The bit I particularly love about this approach, though, comes next: you let the air out (whether breathing or singing) in the same order it came in. So you use the air at the bottom of your lungs first, squeezing your waist in (1), then your mid-chest, allowing your ribs to contract (2), and then use the top-up under the breast-bone last (3). This guarantees that you keep your support in play right to the end of the breath, and prevents that visible deflation of posture you sometimes see towards the ends of phrases.

Now, like many people who learned this from Dr Jim back in 2015, I had gone straight out and shared with singers I was working with at the time. But it’s not a method that immediately became an integral part of my toolkit as I found quite a few singers responded to it with some confusion. It pulled them into their over-thinking, technical brains in a way that didn’t immediately gel with their experience of singing hitherto.

The method came back to me last year, though, when I was working with a group of children who were singing with quite extreme clavicular breathing, with its usual effect on quality of tone and capacity to sustain a phrase. From a technical perspective, it was exactly what they needed.

These children, however, as well as unhelpful breathing habits, had somewhat unhelpful rehearsal habits. The idea of waiting quietly to receive instruction was not an ingrained part of their culture (mild understatement). They were lovely I hasten add – friendly and keen – but it was clearly going to need a more vivid image than 1-2-3 to hold their attention long enough to get a decent breath into them.

So, in the spontaneity of the moment, my brain suggested I told them that stage 1 was a bucket, stage 2 a cup, and stage 3 a teaspoon. I remain convinced that I got this imagery from someone else, but I have no idea from whom – if it was you make yourself known so that I can thank you!

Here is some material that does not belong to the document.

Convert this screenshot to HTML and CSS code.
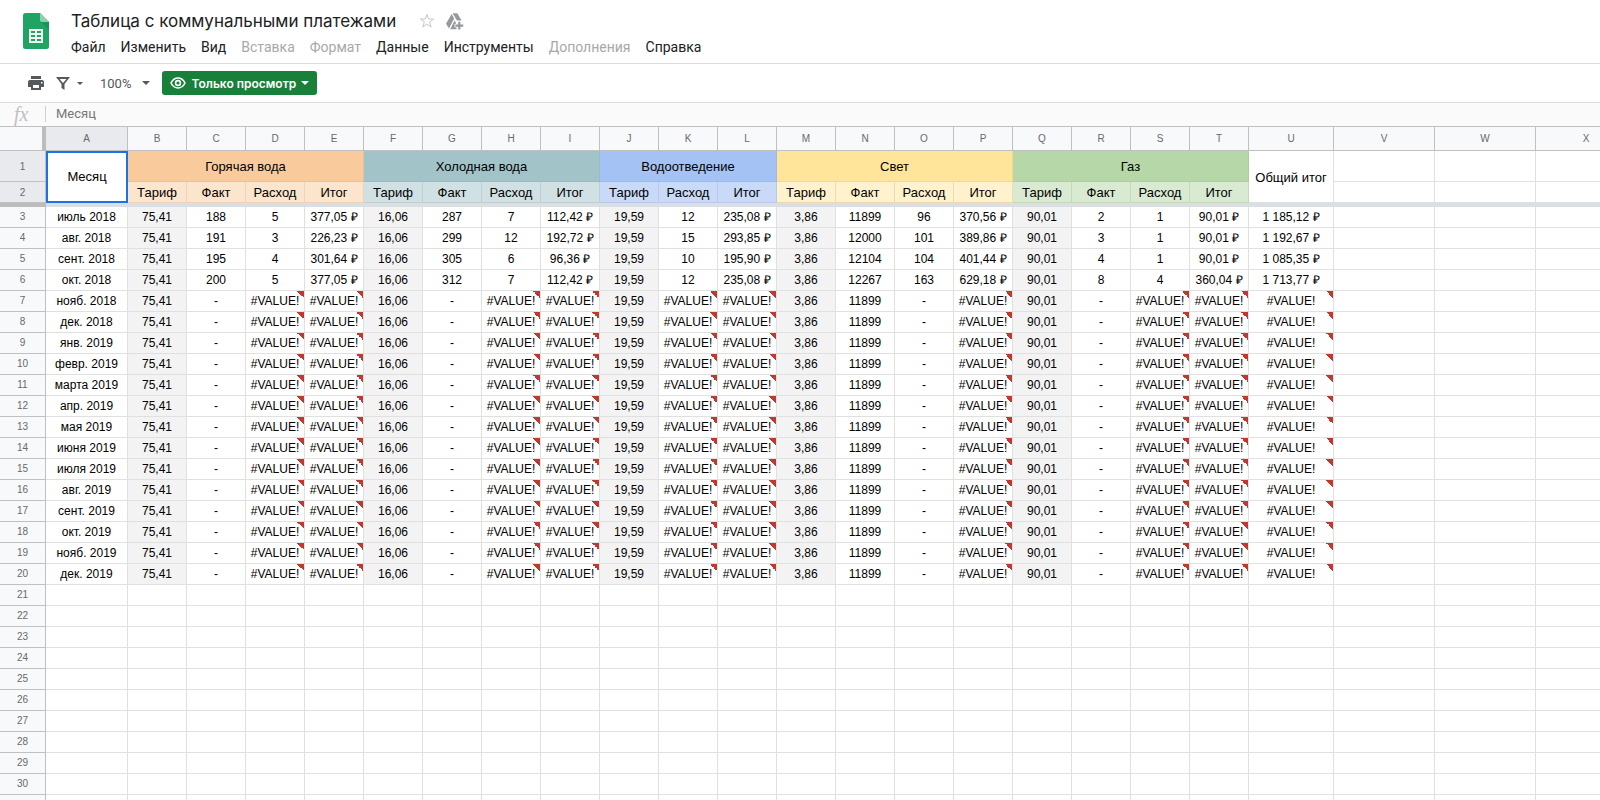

The concrete imagery had several advantages over simple numbering, not least of which was that it caught the imaginations of the children and thus engaged their willingness to enter into the exercise. The relative size of the receptacles named gives extra information that numbers don’t: not just that you can fit in more air to the bottom of your lungs than then top, but that proportionately the differences are significant. Thus, if someone breathes into the top of the chest, you can point out that they’ve put their bucket on top of the cup and it’s going to fall over. Apparently this is very funny.

The thing that stayed with me afterwards was this: I used this imagery because it was clear the more abstract approach wasn’t going to connect with this group of children. But actually, it’s also really useful for working with adults, and I have used it considerably more often since then than I did before. Indeed, I find it easier to apply the technique myself since recasting it in this form.

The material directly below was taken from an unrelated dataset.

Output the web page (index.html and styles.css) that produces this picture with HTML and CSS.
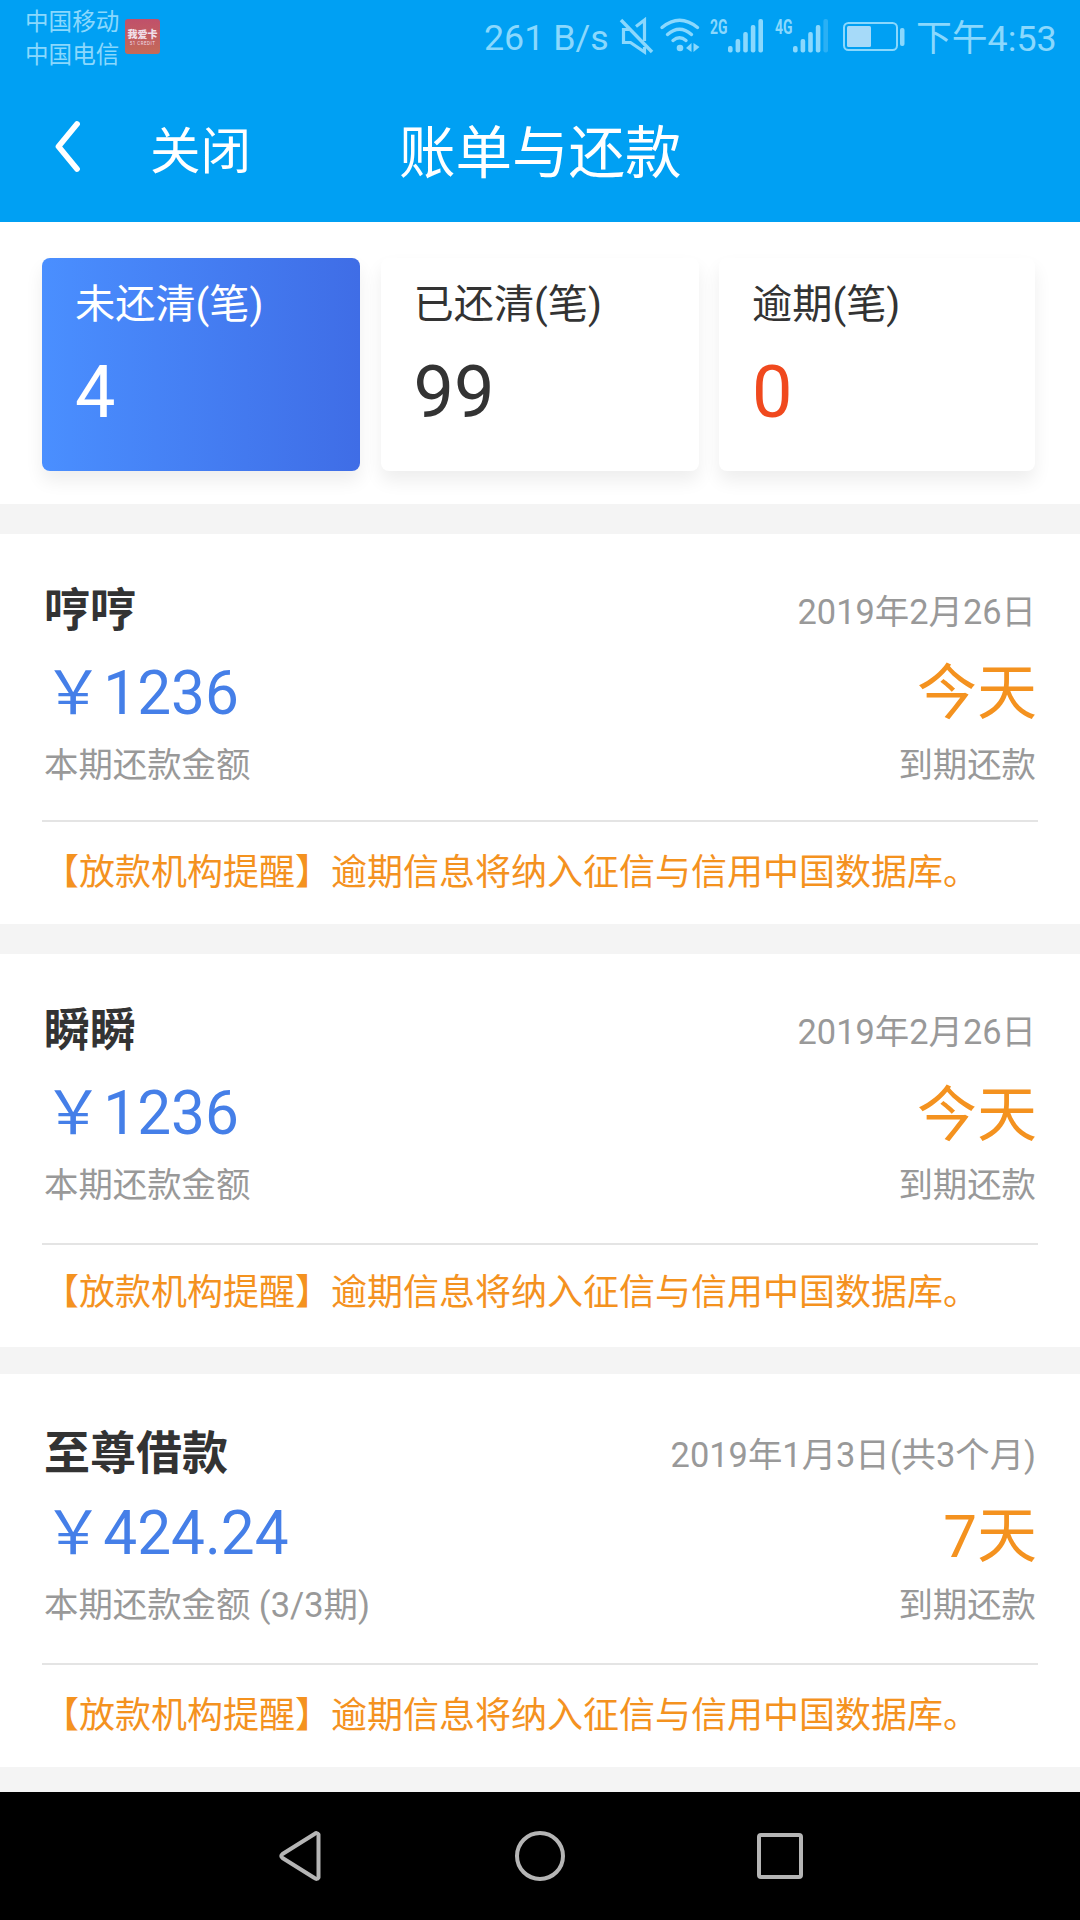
FILE: index.html
```html
<!DOCTYPE html>
<html lang="zh-CN">
<head>
<meta charset="utf-8">
<title>账单与还款</title>
<link rel="stylesheet" href="styles.css">
</head>
<body>
<div class="screen">
  <header class="header">
    <div class="status">
      <div class="carriers"><span>中国移动</span><span>中国电信</span></div>
      <div class="app-badge"><b>我爱卡</b><small>51 CREDIT</small></div>
      <div class="speed">261 B/s</div>
      <svg class="icon-mute" viewBox="0 0 36 38" width="36" height="38" fill="none" stroke="currentColor" stroke-width="3.2">
        <path d="M17 9.500L25.500 3V24M10 12.500H4.500V25.500H11.500L25.500 35V30"/>
        <path d="M2 3L33 35" stroke-width="3.400"/>
      </svg>
      <svg class="icon-wifi" viewBox="0 0 40 36" width="40" height="36" fill="none" stroke="currentColor" stroke-width="3.400" stroke-linecap="round">
        <path d="M2 9.500Q19.500 -5 37.500 9.500"/>
        <path d="M7.500 16.500Q19.500 6 31.500 16.500"/>
        <path d="M13 22.500Q19.500 17 26 22.500"/>
        <circle cx="20" cy="30" r="3.300" fill="currentColor" stroke="none"/>
        <path d="M31.500 25V34L26 30ZM33.500 25L39.500 29L33.500 34Z" fill="currentColor" stroke="none"/>
      </svg>
      <svg class="icon-signal" viewBox="0 0 55 36" width="55" height="36" fill="currentColor">
        <text x="0" y="16" class="net" textLength="17.500" lengthAdjust="spacingAndGlyphs">2G</text>
        <rect x="18" y="28" width="4.600" height="6.500" rx="2"/>
        <rect x="25.600" y="21" width="4.600" height="13.500" rx="2"/>
        <rect x="33.200" y="14" width="4.600" height="20.500" rx="2"/>
        <rect x="40.800" y="7" width="4.600" height="27.500" rx="2"/>
        <rect x="48.400" y="1" width="4.600" height="33.500" rx="2"/>
      </svg>
      <svg class="icon-signal second-sim" viewBox="0 0 55 36" width="55" height="36" fill="currentColor">
        <text x="0" y="16" class="net" textLength="17.500" lengthAdjust="spacingAndGlyphs">4G</text>
        <rect x="18" y="28" width="4.600" height="6.500" rx="2"/>
        <rect x="25.600" y="21" width="4.600" height="13.500" rx="2"/>
        <rect x="33.200" y="14" width="4.600" height="20.500" rx="2"/>
        <rect x="40.800" y="7" width="4.600" height="27.500" rx="2"/>
        <rect x="48.400" y="1" width="4.600" height="33.500" rx="2" opacity=".3"/>
      </svg>
      <svg class="icon-battery" viewBox="0 0 62 30" width="62" height="30" fill="currentColor">
        <rect x="1" y="1" width="53" height="27" rx="4.500" fill="none" stroke="currentColor" stroke-width="2"/>
        <rect x="4" y="4" width="24" height="21" rx="1.500" fill="#a6daf9"/>
        <rect x="57" y="6" width="4.500" height="18" rx="2"/>
      </svg>
      <div class="time">下午4:53</div>
    </div>
    <nav class="titlebar">
      <svg class="back" viewBox="0 0 26 54" width="26" height="54" fill="none" stroke="#fff" stroke-width="5.800" stroke-linecap="round" stroke-linejoin="round"><path d="M22 4L3.500 26.500L22 49"/></svg>
      <span class="close">关闭</span>
      <h1>账单与还款</h1>
    </nav>
  </header>

  <section class="stats">
    <div class="stat active"><span>未还清(笔)</span><strong>4</strong></div>
    <div class="stat"><span>已还清(笔)</span><strong>99</strong></div>
    <div class="stat overdue"><span>逾期(笔)</span><strong>0</strong></div>
  </section>

  <main class="bills">
    <article class="bill first">
      <div class="bill-body">
        <div class="loan"><h2>哼哼</h2><p class="amount">￥1236</p><p class="sub">本期还款金额</p></div>
        <div class="due"><p class="date">2019年2月26日</p><p class="days">今天</p><p class="sub">到期还款</p></div>
      </div>
      <p class="notice">【放款机构提醒】逾期信息将纳入征信与信用中国数据库。</p>
    </article>
    <article class="bill second">
      <div class="bill-body">
        <div class="loan"><h2>瞬瞬</h2><p class="amount">￥1236</p><p class="sub">本期还款金额</p></div>
        <div class="due"><p class="date">2019年2月26日</p><p class="days">今天</p><p class="sub">到期还款</p></div>
      </div>
      <p class="notice">【放款机构提醒】逾期信息将纳入征信与信用中国数据库。</p>
    </article>
    <article class="bill third">
      <div class="bill-body">
        <div class="loan"><h2>至尊借款</h2><p class="amount">￥424.24</p><p class="sub">本期还款金额 (3/3期)</p></div>
        <div class="due"><p class="date">2019年1月3日(共3个月)</p><p class="days">7天</p><p class="sub">到期还款</p></div>
      </div>
      <p class="notice">【放款机构提醒】逾期信息将纳入征信与信用中国数据库。</p>
    </article>
  </main>

  <footer class="navbar">
    <svg viewBox="0 0 52 52" width="52" height="52"><path d="M44.500 4.500V47.500Q43 50 40.500 48L8.500 28Q6 26 8.500 24L40.500 4Q43 2 44.500 4.500Z"/></svg>
    <svg viewBox="0 0 52 52" width="52" height="52"><circle cx="26" cy="26" r="23"/></svg>
    <svg viewBox="0 0 52 52" width="52" height="52"><rect x="5" y="5" width="42" height="42" rx="2"/></svg>
  </footer>
</div>
</body>
</html>
```
FILE: styles.css
```css
* { box-sizing: border-box; }
body {
  margin: 0;
  background: #f4f4f4;
  font-family: Roboto, "Noto Sans CJK SC", sans-serif;
  color: #333;
}
h1, h2, p { margin: 0; font-weight: 400; white-space: nowrap; }
.screen {
  width: 1080px;
  height: 1920px;
  overflow: hidden;
  display: flex;
  flex-direction: column;
}

/* header */
.header { height: 222px; flex: none; background: #00a0f3; color: #fff; }
.status {
  height: 76px;
  padding-left: 25px;
  display: flex;
  align-items: flex-start;
  color: #8ad8fd;
  white-space: nowrap;
}
.status svg { overflow: visible; flex: none; }
.carriers {
  width: 100px;
  padding-top: 6px;
  display: flex;
  flex-direction: column;
  font-size: 23.6px;
  line-height: 33px;
}
.app-badge {
  width: 35px;
  height: 35px;
  margin-top: 19px;
  padding-top: 9px;
  border-radius: 3px;
  background: linear-gradient(#c0506a, #c46a58);
  color: #f0dfe8;
  display: flex;
  flex-direction: column;
  align-items: center;
}
.app-badge b { font-size: 10px; line-height: 13px; font-weight: 900; }
.app-badge small { font-size: 4.5px; line-height: 5px; letter-spacing: .5px; }
.speed { width: 135px; margin-left: 324px; font-size: 35.8px; line-height: 76px; }
.icon-mute { margin-top: 17px; }
.icon-wifi { margin: 18px 0 0 5px; }
.icon-signal { margin: 18px 0 0 10px; }
.icon-signal.second-sim { margin-left: 10px; }
.icon-battery { margin: 22px 0 0 13px; }
.net { font: 700 20px Roboto, sans-serif; }
.time { margin-left: 11px; font-size: 35.8px; line-height: 78px; }
.titlebar { height: 146px; display: flex; align-items: flex-start; }
.back { margin: 44px 0 0 55px; }
.close { width: 249px; margin-left: 69px; font-size: 50.5px; line-height: 60px; padding-top: 46px; }
.titlebar h1 { font-size: 56.5px; line-height: 70px; padding-top: 43px; }

/* summary cards */
.stats {
  height: 282px;
  flex: none;
  padding: 36px 45px 0 42px;
  display: grid;
  grid-template-columns: 318px 318px 316px;
  column-gap: 20.5px;
  background: #fff;
}
.stat {
  height: 213px;
  padding: 21px 33px 0;
  border-radius: 8px;
  background: #fff;
  box-shadow: 0 10px 18px rgba(0, 0, 0, .07);
  display: flex;
  flex-direction: column;
}
.stat span { font-size: 40.2px; line-height: 52px; }
.stat strong { margin-top: 20px; font-size: 72px; line-height: 84px; font-weight: 400; }
.stat.active { background: linear-gradient(90deg, #4a8fff, #3f6de6); color: #fff; }
.stat.overdue strong { color: #f0491e; }

/* bills */
.bills { flex: 1; padding-top: 30px; display: flex; flex-direction: column; }
.bill { flex: none; padding: 0 42px; background: #fff; display: flex; flex-direction: column; }
.bill.first { height: 390px; margin-bottom: 30px; }
.bill.second { height: 393px; margin-bottom: 27px; }
.bill.third { height: 393px; }
.bill-body {
  height: 288px;
  flex: none;
  display: flex;
  justify-content: space-between;
  border-bottom: 2px solid #e4e4e4;
}
.second .bill-body, .third .bill-body { height: 291px; }
.loan { padding: 51px 0 0 2px; }
.due { padding: 53px 2px 0 0; text-align: right; }
.loan h2 { font-size: 46px; line-height: 50px; font-weight: 700; }
.amount { margin: 29px 0 0 -1px; font-size: 60.3px; line-height: 60px; color: #457fe8; }
.sub { margin-top: 23px; font-size: 34.4px; line-height: 36px; color: #999; }
.date { font-size: 34.4px; line-height: 50px; color: #999; }
.days { margin: 27px -1px 0 0; font-size: 60px; line-height: 60px; color: #f4921f; }
.due .sub { margin-top: 23px; }
.second .days { margin-top: 29px; }
.second .due .sub { margin-top: 21px; }
.third .loan { padding-top: 54px; }
.third .amount { margin-top: 26px; }
.third .due { padding-top: 56px; }
.third .due .sub { margin-top: 20px; }
.notice { padding-left: 1px; font-size: 36px; line-height: 103px; color: #f4921f; }
.second .notice { line-height: 97px; }
.third .notice { line-height: 103px; }

/* system navigation */
.navbar {
  height: 128px;
  flex: none;
  background: #000;
  display: flex;
  justify-content: center;
  align-items: center;
  gap: 188px;
}
.navbar svg { fill: none; stroke: #b5b5b5; stroke-width: 4; stroke-linejoin: round; }
```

This is partly about finding your own teaching style. I’m good with imagery; it makes sense that recasting something abstract into something more metaphorical is going help me be more successful in using it. But I don’t think it’s just me. Even if you are someone who likes sequential labels, the extra information that the images convey are salient and useful in applying the technique.

Either way, though, it is a reminder that if someone teaches you something and it doesn’t immediately work for you, it is always worth parking it in the back of your head for later. You never know when it may come in handy.

(I realise I have now validated all those people who keep boxes full of random clutter against future necessity. Having recently embarked on the task of clearing out my parents’ home, I’d add the caveat that if you’ve had it since 1976 and not used it yet, you can probably get rid of it.)